EXERCISE
Look for the word "React" in each line and report the count of matching lines, with nothing added.

PROVIDED DATA
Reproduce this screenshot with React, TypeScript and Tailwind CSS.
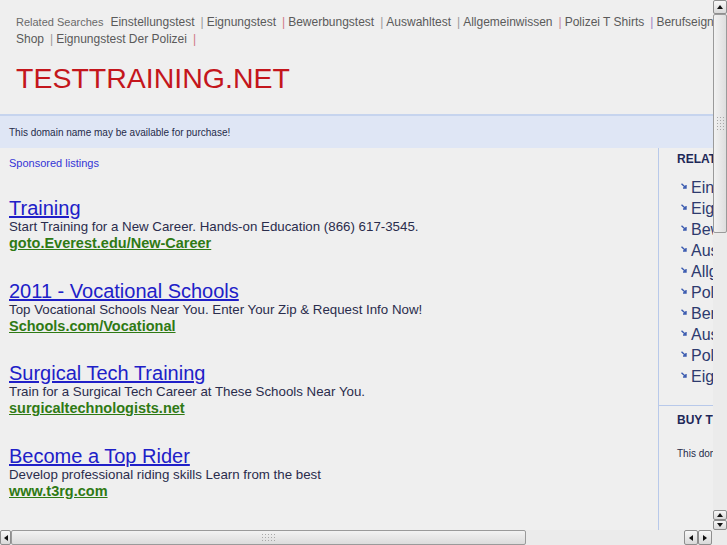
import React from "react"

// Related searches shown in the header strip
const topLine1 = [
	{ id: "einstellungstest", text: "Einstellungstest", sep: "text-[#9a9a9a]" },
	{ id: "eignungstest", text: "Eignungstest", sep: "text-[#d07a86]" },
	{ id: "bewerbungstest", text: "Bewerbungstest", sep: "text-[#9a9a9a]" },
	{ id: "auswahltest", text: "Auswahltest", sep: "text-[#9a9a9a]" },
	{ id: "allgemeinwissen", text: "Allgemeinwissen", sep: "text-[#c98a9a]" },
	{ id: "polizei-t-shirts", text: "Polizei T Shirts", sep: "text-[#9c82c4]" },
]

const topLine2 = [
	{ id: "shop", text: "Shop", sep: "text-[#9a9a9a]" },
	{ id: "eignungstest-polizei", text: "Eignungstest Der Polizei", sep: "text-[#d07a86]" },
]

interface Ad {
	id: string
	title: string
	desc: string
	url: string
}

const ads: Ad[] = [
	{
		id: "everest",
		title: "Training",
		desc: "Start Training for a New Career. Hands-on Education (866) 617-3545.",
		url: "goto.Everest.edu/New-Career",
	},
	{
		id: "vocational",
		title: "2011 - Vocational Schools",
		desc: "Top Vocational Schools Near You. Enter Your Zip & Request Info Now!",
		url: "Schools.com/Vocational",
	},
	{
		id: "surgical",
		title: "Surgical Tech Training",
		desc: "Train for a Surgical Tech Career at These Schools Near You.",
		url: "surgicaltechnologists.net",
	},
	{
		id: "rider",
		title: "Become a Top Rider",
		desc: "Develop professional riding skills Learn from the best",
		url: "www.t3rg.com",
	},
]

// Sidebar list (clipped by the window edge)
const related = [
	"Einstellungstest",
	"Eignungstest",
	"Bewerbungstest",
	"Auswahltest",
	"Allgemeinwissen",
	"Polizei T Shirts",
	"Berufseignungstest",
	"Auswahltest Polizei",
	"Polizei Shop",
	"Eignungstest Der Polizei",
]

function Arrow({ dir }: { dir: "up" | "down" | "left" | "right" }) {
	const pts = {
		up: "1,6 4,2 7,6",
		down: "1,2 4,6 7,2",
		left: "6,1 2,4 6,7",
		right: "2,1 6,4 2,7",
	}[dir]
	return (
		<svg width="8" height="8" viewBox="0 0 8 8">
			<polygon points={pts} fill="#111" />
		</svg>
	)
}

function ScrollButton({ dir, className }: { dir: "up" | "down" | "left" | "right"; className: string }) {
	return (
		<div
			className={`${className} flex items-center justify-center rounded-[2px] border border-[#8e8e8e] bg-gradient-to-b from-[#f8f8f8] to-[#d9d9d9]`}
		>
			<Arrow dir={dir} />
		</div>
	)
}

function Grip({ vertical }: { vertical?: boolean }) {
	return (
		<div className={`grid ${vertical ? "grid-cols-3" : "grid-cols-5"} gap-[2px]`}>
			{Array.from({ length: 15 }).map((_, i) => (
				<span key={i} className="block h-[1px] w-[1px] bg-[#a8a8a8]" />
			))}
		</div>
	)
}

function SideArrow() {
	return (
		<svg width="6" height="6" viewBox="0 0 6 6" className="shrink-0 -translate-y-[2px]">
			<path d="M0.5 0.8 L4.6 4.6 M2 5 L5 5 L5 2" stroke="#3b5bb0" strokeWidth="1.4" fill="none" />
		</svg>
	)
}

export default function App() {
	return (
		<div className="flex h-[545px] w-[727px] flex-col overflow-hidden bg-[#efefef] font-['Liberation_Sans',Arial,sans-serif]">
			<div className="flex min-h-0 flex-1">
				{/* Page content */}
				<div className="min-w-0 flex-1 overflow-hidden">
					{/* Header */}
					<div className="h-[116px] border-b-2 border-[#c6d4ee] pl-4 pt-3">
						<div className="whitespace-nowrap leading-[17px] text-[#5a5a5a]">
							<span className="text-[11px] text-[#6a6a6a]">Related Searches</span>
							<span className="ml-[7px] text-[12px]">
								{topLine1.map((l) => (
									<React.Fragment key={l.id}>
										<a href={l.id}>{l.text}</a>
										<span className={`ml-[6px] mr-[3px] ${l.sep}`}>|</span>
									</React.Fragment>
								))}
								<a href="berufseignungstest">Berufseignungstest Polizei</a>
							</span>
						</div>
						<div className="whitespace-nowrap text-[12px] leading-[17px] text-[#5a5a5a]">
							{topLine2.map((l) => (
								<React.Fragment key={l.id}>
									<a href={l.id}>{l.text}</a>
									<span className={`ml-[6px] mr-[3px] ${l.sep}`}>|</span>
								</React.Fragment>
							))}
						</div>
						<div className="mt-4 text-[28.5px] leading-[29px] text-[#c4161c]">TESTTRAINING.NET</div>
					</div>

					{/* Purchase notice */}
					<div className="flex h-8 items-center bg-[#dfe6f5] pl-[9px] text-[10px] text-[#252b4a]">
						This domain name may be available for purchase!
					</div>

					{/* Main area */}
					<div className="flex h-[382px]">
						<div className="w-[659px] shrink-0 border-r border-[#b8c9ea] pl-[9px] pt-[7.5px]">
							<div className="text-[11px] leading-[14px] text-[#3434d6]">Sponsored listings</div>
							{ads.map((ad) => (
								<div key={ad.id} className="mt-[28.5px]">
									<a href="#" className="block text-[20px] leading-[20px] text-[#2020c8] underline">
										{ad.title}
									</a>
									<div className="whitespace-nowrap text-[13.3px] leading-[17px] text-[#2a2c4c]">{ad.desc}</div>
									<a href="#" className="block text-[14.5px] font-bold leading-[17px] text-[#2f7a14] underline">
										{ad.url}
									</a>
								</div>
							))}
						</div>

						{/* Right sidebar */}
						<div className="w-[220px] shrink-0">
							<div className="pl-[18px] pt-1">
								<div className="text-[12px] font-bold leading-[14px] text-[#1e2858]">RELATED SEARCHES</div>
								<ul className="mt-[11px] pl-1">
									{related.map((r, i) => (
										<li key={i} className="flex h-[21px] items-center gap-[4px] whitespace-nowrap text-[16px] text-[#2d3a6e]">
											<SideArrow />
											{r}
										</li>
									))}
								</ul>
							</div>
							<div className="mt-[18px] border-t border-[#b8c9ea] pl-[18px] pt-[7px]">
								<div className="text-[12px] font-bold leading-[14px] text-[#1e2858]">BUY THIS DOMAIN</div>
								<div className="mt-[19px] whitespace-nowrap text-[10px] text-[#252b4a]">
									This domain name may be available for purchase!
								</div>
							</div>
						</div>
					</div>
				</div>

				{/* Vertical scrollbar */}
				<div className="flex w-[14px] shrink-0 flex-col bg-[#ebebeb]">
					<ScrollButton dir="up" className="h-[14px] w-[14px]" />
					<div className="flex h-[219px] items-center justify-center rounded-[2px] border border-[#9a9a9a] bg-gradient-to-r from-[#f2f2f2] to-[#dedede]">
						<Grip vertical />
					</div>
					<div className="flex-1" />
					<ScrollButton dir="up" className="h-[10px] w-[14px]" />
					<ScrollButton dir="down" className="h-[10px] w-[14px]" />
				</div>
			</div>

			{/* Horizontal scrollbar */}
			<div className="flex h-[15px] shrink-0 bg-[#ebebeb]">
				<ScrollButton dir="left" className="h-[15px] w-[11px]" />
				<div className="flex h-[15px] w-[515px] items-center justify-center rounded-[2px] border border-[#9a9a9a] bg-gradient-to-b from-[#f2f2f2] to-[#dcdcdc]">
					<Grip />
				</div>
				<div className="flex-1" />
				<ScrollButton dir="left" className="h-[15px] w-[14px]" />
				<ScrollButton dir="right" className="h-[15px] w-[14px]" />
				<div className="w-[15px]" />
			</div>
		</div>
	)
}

SOLUTION FOR THIS PROBLEM
6